Manchester City retained their Premier League title and finally ended Liverpool's magnificent challenge after surviving a scare to come from behind and outclass Brighton at the Amex.
Pep Guardiola's side started the day knowing victory would ensure they would be the first team to retain the crown since Manchester United 10 years ago – but any slip-up could let in their relentless pursuers Liverpool, who were hosting Wolves at Anfield.
And when Glenn Murray gave the Seagulls the lead with a glancing header from a corner after 27 minutes, anxiety rose in Sussex and hopes rose at Anfield that Liverpool might win their first title in 29 years.
Manchester City's response was instant, emphatic and ruthless as they swept Brighton aside to end the campaign with a record 14 successive league victories, making it 32 in all, which equals the record they set last season.
Sergio Aguero pounced in the area to equalize inside 83 seconds and Aymeric Laporte arrived unmarked on the end of a corner to put City ahead before half-time.
Brighton had no way back and City completed the formalities in spectacular style as Riyad Mahrez fired high past, Mat Ryan, just after the hour and Ilkay Gundogan's spectacular 72nd-minute free-kick sparked wild celebrations.

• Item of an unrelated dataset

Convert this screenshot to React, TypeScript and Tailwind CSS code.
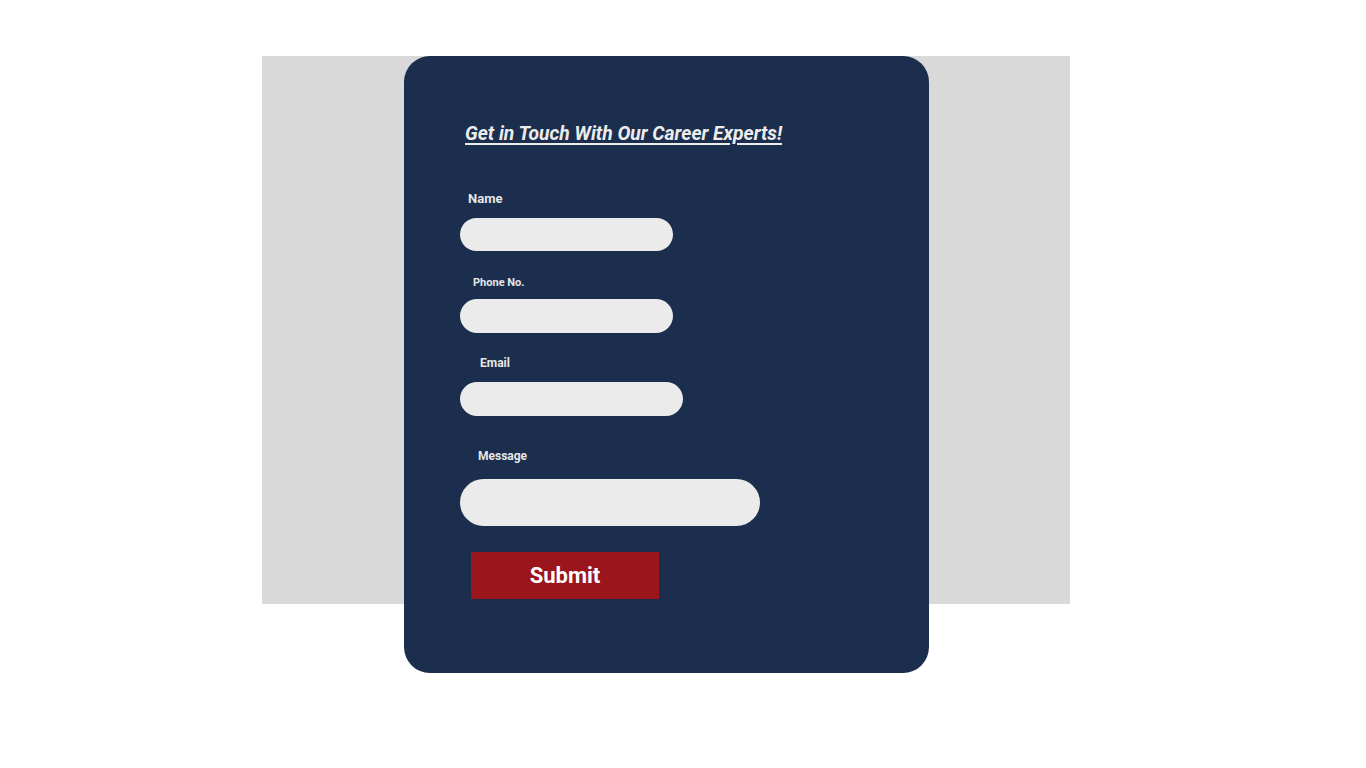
import React from "react";

export default function App() {
  const font = { fontFamily: "Roboto, 'Liberation Sans', sans-serif" };
  return (
    <div className="min-h-[768px] w-[1366px] bg-white" style={font}>
      <div className="grid pt-[56px] pl-[262px]">
        <div className="col-start-1 row-start-1 h-[548px] w-[808px] bg-[#d9d9d9]" />
        <div className="col-start-1 row-start-1 ml-[142px] flex h-[617px] w-[525px] flex-col rounded-[26px] bg-[#1b2e4e] pl-[56px] pt-[66px]">
          <h1 className="ml-[5px] text-[19.3px] leading-[24px] font-bold italic text-[#ececec] underline decoration-[1.5px] underline-offset-[3px]">
            Get in Touch With Our Career Experts!
          </h1>

          <label className="mt-[45px] ml-[8px] text-[13px] leading-[16px] font-bold text-[#e6e6e6]">Name</label>
          <input className="mt-[11px] h-[33px] w-[213px] rounded-full border-0 bg-[#ebebeb] outline-none" />

          <label className="mt-[25px] ml-[13px] text-[11px] leading-[14px] font-bold text-[#e6e6e6]">Phone No.</label>
          <input className="mt-[9px] h-[34px] w-[213px] rounded-full border-0 bg-[#ebebeb] outline-none" />

          <label className="mt-[23px] ml-[20px] text-[12px] leading-[15px] font-bold text-[#e6e6e6]">Email</label>
          <input className="mt-[11px] h-[34px] w-[223px] rounded-full border-0 bg-[#ebebeb] outline-none" />

          <label className="mt-[33px] ml-[18px] text-[12px] leading-[15px] font-bold text-[#e6e6e6]">Message</label>
          <input className="mt-[15px] h-[47px] w-[300px] rounded-full border-0 bg-[#ebebeb] outline-none" />

          <button className="mt-[26px] ml-[11px] flex h-[47px] w-[188px] items-center justify-center bg-[#9b151c] text-[22px] font-bold text-white">
            Submit
          </button>
        </div>
      </div>
    </div>
  );
}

City may not have repeated the 100 points that won the title last season but this was arguably an even sweeter success given the season-long battle with Liverpool.
Pep Guardiola is only the third manager after Sir Alex Ferguson and Jose Mourinho to win back-to-back Premier League titles job done.

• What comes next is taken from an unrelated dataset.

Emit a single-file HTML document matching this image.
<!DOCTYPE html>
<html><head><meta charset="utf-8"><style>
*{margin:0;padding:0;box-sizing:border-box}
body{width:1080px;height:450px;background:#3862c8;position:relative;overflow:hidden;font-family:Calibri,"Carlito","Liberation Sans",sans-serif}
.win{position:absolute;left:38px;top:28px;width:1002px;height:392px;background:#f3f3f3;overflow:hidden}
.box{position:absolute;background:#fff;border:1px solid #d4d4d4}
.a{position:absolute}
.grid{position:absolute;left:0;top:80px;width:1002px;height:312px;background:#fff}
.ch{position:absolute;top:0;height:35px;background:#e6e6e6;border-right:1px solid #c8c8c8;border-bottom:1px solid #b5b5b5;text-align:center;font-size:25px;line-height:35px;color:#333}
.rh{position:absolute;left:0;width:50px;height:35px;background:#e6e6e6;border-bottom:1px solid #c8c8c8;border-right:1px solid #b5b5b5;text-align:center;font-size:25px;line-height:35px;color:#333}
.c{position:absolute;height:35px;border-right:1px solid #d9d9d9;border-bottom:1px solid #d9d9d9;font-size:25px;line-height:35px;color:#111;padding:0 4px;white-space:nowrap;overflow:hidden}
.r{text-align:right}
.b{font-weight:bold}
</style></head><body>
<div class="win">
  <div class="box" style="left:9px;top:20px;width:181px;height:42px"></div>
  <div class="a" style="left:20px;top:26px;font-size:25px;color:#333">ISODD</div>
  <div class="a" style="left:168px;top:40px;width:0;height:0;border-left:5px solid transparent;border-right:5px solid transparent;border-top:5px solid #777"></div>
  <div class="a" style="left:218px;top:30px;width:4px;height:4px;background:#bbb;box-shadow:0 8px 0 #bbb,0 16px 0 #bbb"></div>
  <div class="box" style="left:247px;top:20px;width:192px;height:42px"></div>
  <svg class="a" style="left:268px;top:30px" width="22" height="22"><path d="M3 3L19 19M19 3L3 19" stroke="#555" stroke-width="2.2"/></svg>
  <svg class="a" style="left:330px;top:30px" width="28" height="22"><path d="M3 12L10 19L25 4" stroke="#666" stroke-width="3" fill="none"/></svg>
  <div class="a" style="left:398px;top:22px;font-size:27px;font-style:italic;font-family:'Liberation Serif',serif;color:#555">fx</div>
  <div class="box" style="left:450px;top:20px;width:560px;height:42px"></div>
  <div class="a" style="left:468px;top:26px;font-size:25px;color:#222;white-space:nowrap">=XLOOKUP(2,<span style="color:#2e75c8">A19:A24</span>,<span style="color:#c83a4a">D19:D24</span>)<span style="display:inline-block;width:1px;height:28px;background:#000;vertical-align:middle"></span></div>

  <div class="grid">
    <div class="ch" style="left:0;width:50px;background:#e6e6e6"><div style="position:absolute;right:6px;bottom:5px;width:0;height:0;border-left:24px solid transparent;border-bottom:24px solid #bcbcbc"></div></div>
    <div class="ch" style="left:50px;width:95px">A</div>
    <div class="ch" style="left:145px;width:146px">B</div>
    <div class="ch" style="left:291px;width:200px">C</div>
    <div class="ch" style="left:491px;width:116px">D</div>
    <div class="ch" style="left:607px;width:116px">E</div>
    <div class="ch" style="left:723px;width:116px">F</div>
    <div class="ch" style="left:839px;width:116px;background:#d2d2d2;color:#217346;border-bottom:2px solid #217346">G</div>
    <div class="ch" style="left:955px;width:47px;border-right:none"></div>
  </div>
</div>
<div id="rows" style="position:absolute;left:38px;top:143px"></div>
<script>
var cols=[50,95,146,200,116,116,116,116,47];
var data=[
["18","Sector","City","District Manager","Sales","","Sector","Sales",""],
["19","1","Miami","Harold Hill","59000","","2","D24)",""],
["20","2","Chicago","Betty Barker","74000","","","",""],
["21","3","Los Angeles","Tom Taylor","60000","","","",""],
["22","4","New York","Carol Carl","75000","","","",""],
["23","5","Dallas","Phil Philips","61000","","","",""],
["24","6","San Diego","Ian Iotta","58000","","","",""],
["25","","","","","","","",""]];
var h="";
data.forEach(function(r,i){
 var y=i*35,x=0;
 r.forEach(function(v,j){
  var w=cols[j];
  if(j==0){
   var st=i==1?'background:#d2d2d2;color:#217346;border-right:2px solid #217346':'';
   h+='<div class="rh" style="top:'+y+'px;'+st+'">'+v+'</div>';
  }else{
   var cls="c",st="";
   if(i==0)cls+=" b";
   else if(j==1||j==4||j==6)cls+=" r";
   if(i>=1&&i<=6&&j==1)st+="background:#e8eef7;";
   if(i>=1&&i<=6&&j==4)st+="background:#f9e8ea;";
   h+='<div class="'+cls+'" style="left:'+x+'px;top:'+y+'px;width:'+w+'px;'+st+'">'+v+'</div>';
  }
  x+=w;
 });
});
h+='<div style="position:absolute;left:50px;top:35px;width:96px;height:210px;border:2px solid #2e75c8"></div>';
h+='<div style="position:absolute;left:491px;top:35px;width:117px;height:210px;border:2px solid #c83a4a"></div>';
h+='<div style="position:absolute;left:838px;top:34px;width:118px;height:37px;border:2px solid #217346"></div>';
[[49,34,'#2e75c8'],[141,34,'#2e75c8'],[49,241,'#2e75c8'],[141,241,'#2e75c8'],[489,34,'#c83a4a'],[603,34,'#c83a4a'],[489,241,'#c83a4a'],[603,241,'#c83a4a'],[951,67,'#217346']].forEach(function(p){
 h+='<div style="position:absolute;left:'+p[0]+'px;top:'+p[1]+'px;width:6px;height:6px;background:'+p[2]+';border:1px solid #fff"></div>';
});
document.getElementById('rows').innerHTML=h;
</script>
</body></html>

It was a fitting decoration that the final two goals of City's season were thunderous efforts from Mahrez and Gundogan, demonstrating the quality that is spread so liberally through this squad.
Brighton, to their credit, did not simply stand aside and allow the party to take place: Chris Hughton's side was organized and resilient but once they leveled matters up, City was irresistible.
And even the home fans accepted the inevitable by the final whistle, rising to first give a standing ovation to City captain Vincent Kompany when he was substituted and then to Guardiola and his team once referee Michael Oliver had sounded the final whistle that confirmed they were Premier League champions for the fourth time and for the sixth time in total.
City's achievement, completed with that astonishing 14-game win towards the winning post, is underscored by the fact they saw off a Liverpool side that lost just once this season – to City – and amassed 97 points.
The best team always ends as Premier League champions – and no matter how superbly Liverpool have performed, they came up against a truly outstanding team that was just one point better.